Timide sur TRST, la pop baroque, dansante et fantasque de Joyland affiche une ambivalence maniaco-dépressive décomplexée. Atmosphères, émotions, rythmes et tonalités, tout y exprime la tension d’une dualité ; à l’image d’une phobie qui repousse et fascine. Se laisser emporter par cette folie douce-acide semble nous conduire tout droit dans les bas-fonds d’un club underground de l’East London. Pousser les portes Joyland, c’est entrer dans un monde obscur où les ambiances festives flirtent souvent avec un danger indiscernable.
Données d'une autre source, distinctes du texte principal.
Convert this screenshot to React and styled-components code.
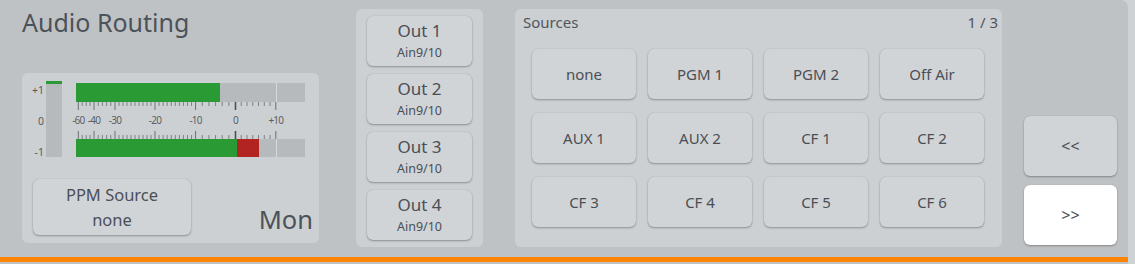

Le spectre de New Order plane et on danse main dans la main avec Crystal Castles et Scratch Massive. Difficile de garder son sang-froid… On en ressort ébranlé, pleinement conscient du talent de Trust et confiant pour la suite.

Puisqu’en live, Trust tient ses promesses, notez qu’une date parisienne est prévue au Nouveau Casino le 9 juin prochain et à La Laiterie le 20 juin.